*Challenge*
Copy each line of the data below exactly, leaving out pictures.
-- BEGIN Data block --
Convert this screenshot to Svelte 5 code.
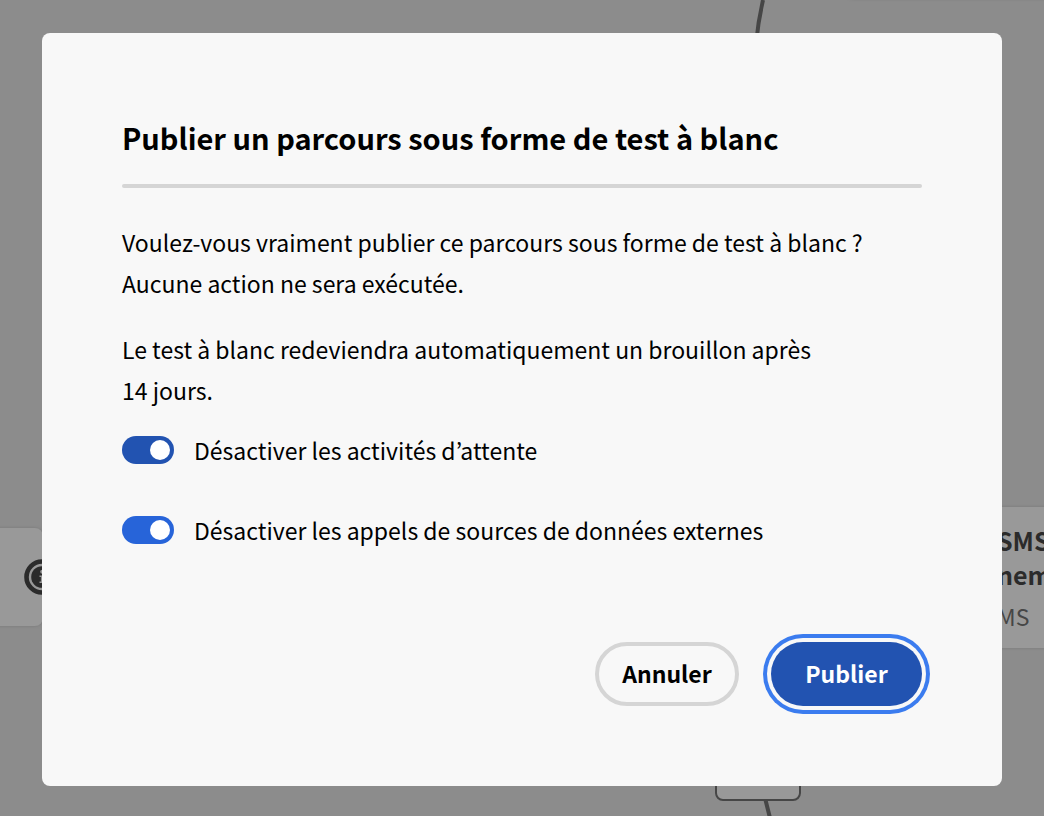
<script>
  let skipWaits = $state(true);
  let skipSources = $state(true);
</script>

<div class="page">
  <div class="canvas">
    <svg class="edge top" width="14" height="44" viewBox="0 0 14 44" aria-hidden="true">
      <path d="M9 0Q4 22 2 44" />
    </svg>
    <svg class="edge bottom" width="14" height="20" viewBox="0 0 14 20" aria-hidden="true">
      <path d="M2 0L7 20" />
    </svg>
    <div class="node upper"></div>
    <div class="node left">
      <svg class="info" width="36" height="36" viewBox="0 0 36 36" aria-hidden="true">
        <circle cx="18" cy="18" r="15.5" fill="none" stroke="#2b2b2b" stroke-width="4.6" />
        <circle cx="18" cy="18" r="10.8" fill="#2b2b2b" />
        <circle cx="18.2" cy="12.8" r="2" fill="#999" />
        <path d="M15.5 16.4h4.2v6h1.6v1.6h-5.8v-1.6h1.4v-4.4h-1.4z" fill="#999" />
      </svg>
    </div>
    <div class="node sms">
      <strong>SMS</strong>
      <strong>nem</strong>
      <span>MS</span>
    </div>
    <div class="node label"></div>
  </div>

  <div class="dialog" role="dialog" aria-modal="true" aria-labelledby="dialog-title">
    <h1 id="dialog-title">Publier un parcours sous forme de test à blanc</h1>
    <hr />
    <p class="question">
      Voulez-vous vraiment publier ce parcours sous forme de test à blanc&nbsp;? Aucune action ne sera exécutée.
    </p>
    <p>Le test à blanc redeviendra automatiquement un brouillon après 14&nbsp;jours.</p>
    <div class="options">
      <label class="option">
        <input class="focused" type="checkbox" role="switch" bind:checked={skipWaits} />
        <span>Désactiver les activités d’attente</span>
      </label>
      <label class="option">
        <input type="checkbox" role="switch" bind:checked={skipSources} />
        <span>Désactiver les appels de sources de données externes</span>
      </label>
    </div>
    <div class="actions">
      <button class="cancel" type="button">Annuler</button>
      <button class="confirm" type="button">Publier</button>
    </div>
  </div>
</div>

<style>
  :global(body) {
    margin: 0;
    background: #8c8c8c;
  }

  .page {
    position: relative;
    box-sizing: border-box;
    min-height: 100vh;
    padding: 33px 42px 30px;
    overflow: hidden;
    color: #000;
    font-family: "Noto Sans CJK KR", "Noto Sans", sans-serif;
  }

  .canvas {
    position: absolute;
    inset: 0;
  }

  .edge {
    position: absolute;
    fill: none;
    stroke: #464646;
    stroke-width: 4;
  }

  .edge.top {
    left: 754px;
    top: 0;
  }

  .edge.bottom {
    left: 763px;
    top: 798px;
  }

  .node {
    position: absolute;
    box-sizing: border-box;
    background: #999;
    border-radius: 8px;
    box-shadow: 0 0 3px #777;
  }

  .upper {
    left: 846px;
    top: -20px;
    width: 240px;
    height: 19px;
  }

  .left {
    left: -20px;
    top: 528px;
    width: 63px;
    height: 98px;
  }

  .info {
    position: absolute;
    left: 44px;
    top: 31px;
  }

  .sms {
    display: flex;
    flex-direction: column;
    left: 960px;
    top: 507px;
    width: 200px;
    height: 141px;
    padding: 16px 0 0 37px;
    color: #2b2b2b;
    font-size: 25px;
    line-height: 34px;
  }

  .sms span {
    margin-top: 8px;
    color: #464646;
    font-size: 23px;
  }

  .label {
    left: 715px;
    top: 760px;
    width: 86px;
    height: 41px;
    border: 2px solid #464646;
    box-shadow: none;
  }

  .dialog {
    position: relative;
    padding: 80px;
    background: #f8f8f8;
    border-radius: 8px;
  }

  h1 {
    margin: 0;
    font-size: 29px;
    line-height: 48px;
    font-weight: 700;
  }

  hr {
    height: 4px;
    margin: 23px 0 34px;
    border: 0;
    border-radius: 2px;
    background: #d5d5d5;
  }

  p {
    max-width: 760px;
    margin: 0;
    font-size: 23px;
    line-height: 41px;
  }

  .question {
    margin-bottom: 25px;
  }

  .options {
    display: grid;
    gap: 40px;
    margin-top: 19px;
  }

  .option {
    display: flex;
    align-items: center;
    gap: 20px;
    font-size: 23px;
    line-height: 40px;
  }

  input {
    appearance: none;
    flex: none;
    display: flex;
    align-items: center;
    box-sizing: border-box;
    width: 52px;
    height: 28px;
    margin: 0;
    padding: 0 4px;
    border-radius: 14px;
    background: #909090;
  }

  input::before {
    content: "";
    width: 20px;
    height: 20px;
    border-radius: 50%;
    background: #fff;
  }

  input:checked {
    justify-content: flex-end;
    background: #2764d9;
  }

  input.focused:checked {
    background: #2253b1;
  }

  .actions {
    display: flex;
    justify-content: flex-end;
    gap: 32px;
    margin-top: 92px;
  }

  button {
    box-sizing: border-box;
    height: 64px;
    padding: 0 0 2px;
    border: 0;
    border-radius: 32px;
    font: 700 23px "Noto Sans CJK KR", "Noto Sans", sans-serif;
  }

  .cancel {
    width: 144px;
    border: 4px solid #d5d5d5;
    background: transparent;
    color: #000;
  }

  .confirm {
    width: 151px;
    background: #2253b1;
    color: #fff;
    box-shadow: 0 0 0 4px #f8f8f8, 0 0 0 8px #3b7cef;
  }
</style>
-- END Data block --
*Result below*
Convert this screenshot to Svelte 5 code.
<script>
  let skipWaits = $state(true);
  let skipSources = $state(true);
</script>

<div class="page">
  <div class="canvas">
    <svg class="edge top" width="14" height="44" viewBox="0 0 14 44" aria-hidden="true">
      <path d="M9 0Q4 22 2 44" />
    </svg>
    <svg class="edge bottom" width="14" height="20" viewBox="0 0 14 20" aria-hidden="true">
      <path d="M2 0L7 20" />
    </svg>
    <div class="node upper"></div>
    <div class="node left">
      <svg class="info" width="36" height="36" viewBox="0 0 36 36" aria-hidden="true">
        <circle cx="18" cy="18" r="15.5" fill="none" stroke="#2b2b2b" stroke-width="4.6" />
        <circle cx="18" cy="18" r="10.8" fill="#2b2b2b" />
        <circle cx="18.2" cy="12.8" r="2" fill="#999" />
        <path d="M15.5 16.4h4.2v6h1.6v1.6h-5.8v-1.6h1.4v-4.4h-1.4z" fill="#999" />
      </svg>
    </div>
    <div class="node sms">
      <strong>SMS</strong>
      <strong>nem</strong>
      <span>MS</span>
    </div>
    <div class="node label"></div>
  </div>

  <div class="dialog" role="dialog" aria-modal="true" aria-labelledby="dialog-title">
    <h1 id="dialog-title">Publier un parcours sous forme de test à blanc</h1>
    <hr />
    <p class="question">
      Voulez-vous vraiment publier ce parcours sous forme de test à blanc&nbsp;? Aucune action ne sera exécutée.
    </p>
    <p>Le test à blanc redeviendra automatiquement un brouillon après 14&nbsp;jours.</p>
    <div class="options">
      <label class="option">
        <input class="focused" type="checkbox" role="switch" bind:checked={skipWaits} />
        <span>Désactiver les activités d’attente</span>
      </label>
      <label class="option">
        <input type="checkbox" role="switch" bind:checked={skipSources} />
        <span>Désactiver les appels de sources de données externes</span>
      </label>
    </div>
    <div class="actions">
      <button class="cancel" type="button">Annuler</button>
      <button class="confirm" type="button">Publier</button>
    </div>
  </div>
</div>

<style>
  :global(body) {
    margin: 0;
    background: #8c8c8c;
  }

  .page {
    position: relative;
    box-sizing: border-box;
    min-height: 100vh;
    padding: 33px 42px 30px;
    overflow: hidden;
    color: #000;
    font-family: "Noto Sans CJK KR", "Noto Sans", sans-serif;
  }

  .canvas {
    position: absolute;
    inset: 0;
  }

  .edge {
    position: absolute;
    fill: none;
    stroke: #464646;
    stroke-width: 4;
  }

  .edge.top {
    left: 754px;
    top: 0;
  }

  .edge.bottom {
    left: 763px;
    top: 798px;
  }

  .node {
    position: absolute;
    box-sizing: border-box;
    background: #999;
    border-radius: 8px;
    box-shadow: 0 0 3px #777;
  }

  .upper {
    left: 846px;
    top: -20px;
    width: 240px;
    height: 19px;
  }

  .left {
    left: -20px;
    top: 528px;
    width: 63px;
    height: 98px;
  }

  .info {
    position: absolute;
    left: 44px;
    top: 31px;
  }

  .sms {
    display: flex;
    flex-direction: column;
    left: 960px;
    top: 507px;
    width: 200px;
    height: 141px;
    padding: 16px 0 0 37px;
    color: #2b2b2b;
    font-size: 25px;
    line-height: 34px;
  }

  .sms span {
    margin-top: 8px;
    color: #464646;
    font-size: 23px;
  }

  .label {
    left: 715px;
    top: 760px;
    width: 86px;
    height: 41px;
    border: 2px solid #464646;
    box-shadow: none;
  }

  .dialog {
    position: relative;
    padding: 80px;
    background: #f8f8f8;
    border-radius: 8px;
  }

  h1 {
    margin: 0;
    font-size: 29px;
    line-height: 48px;
    font-weight: 700;
  }

  hr {
    height: 4px;
    margin: 23px 0 34px;
    border: 0;
    border-radius: 2px;
    background: #d5d5d5;
  }

  p {
    max-width: 760px;
    margin: 0;
    font-size: 23px;
    line-height: 41px;
  }

  .question {
    margin-bottom: 25px;
  }

  .options {
    display: grid;
    gap: 40px;
    margin-top: 19px;
  }

  .option {
    display: flex;
    align-items: center;
    gap: 20px;
    font-size: 23px;
    line-height: 40px;
  }

  input {
    appearance: none;
    flex: none;
    display: flex;
    align-items: center;
    box-sizing: border-box;
    width: 52px;
    height: 28px;
    margin: 0;
    padding: 0 4px;
    border-radius: 14px;
    background: #909090;
  }

  input::before {
    content: "";
    width: 20px;
    height: 20px;
    border-radius: 50%;
    background: #fff;
  }

  input:checked {
    justify-content: flex-end;
    background: #2764d9;
  }

  input.focused:checked {
    background: #2253b1;
  }

  .actions {
    display: flex;
    justify-content: flex-end;
    gap: 32px;
    margin-top: 92px;
  }

  button {
    box-sizing: border-box;
    height: 64px;
    padding: 0 0 2px;
    border: 0;
    border-radius: 32px;
    font: 700 23px "Noto Sans CJK KR", "Noto Sans", sans-serif;
  }

  .cancel {
    width: 144px;
    border: 4px solid #d5d5d5;
    background: transparent;
    color: #000;
  }

  .confirm {
    width: 151px;
    background: #2253b1;
    color: #fff;
    box-shadow: 0 0 0 4px #f8f8f8, 0 0 0 8px #3b7cef;
  }
</style>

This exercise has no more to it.